# Listed records

↓↓↓

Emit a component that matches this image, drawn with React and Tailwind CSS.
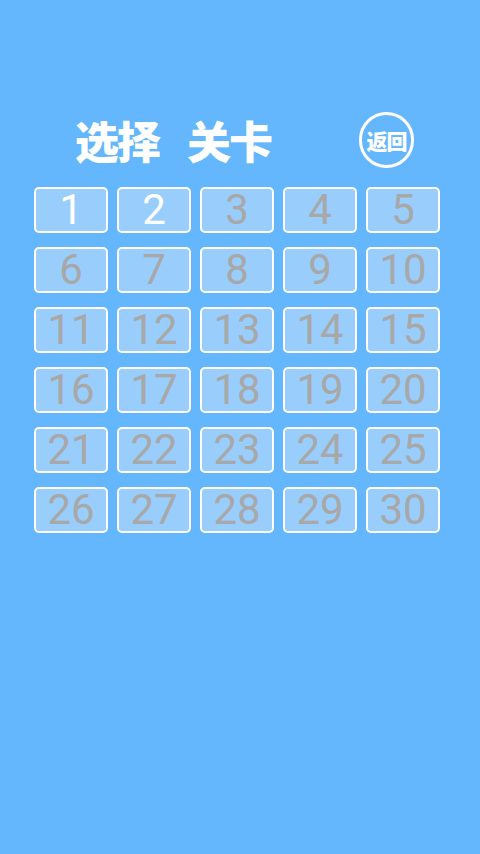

↑↑↑
↓↓↓

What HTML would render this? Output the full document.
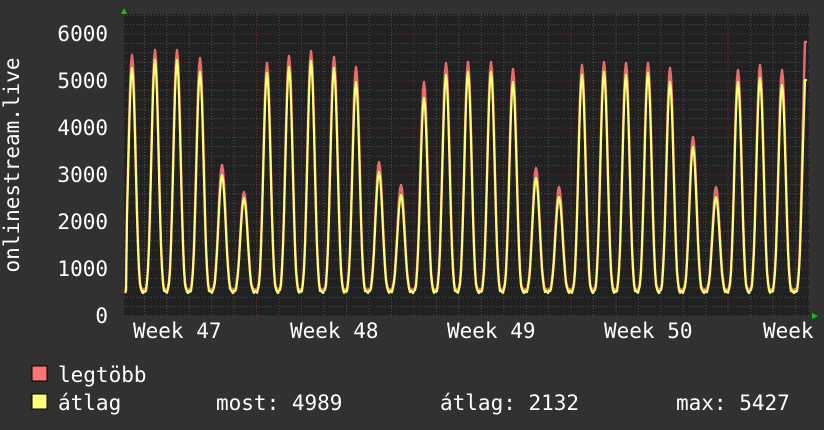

↑↑↑
↓↓↓

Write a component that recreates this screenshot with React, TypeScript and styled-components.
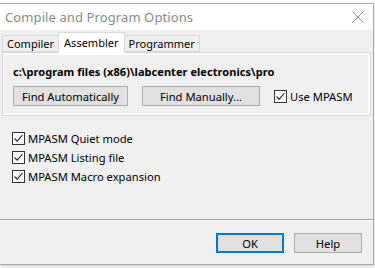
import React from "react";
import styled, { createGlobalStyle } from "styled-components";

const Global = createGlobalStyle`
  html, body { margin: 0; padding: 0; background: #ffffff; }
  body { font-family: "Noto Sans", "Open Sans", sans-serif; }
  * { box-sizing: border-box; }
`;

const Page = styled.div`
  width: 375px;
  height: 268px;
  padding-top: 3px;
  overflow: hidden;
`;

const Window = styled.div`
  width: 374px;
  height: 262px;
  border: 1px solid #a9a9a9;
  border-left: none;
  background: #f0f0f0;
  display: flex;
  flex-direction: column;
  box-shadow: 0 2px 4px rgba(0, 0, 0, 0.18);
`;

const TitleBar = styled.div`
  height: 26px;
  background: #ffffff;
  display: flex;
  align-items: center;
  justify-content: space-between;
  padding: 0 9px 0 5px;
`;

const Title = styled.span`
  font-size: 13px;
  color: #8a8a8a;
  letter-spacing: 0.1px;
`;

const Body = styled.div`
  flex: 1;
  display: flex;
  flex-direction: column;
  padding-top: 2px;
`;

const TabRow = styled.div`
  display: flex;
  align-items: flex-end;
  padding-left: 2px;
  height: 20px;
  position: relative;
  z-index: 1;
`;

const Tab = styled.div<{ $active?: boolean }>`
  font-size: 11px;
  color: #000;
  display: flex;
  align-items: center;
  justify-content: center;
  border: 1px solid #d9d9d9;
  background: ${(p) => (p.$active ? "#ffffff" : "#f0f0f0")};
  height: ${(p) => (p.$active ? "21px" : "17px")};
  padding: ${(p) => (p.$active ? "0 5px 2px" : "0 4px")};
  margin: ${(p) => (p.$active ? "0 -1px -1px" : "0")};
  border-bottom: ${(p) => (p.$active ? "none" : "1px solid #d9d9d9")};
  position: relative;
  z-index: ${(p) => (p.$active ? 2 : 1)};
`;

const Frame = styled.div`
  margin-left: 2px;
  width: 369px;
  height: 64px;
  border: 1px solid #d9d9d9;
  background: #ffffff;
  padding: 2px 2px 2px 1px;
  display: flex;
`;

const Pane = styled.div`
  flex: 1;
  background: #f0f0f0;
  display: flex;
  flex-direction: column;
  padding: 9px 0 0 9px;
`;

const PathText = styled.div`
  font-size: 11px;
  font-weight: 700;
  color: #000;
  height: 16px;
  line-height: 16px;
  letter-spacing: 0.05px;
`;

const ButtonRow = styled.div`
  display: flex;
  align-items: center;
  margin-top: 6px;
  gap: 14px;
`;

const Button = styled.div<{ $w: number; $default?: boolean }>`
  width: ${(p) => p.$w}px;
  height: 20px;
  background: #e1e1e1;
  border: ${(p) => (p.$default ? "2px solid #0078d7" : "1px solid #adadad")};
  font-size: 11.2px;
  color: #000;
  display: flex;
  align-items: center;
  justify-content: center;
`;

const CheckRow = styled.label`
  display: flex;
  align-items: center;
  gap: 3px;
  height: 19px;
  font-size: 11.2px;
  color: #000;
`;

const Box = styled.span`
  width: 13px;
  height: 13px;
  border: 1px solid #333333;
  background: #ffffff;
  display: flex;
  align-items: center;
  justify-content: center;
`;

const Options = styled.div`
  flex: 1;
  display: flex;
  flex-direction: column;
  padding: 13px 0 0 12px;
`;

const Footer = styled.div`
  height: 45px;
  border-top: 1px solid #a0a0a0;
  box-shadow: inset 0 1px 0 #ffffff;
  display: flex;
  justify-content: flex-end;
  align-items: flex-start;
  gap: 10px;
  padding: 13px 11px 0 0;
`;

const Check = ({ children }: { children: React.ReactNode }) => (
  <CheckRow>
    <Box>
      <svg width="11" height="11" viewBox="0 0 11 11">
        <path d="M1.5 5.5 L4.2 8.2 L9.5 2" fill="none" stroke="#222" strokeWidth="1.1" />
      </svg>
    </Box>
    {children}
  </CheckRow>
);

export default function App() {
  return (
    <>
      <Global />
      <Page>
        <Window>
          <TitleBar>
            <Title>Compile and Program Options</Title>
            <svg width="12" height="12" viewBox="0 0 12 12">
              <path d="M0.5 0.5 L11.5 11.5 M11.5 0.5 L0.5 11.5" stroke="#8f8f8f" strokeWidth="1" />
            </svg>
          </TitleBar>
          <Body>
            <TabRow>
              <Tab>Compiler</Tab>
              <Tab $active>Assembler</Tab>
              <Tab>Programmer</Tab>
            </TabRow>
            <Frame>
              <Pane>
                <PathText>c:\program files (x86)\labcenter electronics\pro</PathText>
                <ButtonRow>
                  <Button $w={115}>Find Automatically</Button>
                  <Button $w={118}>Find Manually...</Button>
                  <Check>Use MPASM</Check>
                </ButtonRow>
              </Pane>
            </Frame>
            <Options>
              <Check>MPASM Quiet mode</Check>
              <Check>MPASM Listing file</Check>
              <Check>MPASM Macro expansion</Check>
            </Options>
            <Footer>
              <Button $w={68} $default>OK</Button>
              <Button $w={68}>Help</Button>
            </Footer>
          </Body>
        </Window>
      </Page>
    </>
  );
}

↑↑↑

# Task to complete
Go through the records and pull out each line that includes the word "with".

# Complete response
Emit a component that matches this image, drawn with React and Tailwind CSS.
Write a component that recreates this screenshot with React, TypeScript and styled-components.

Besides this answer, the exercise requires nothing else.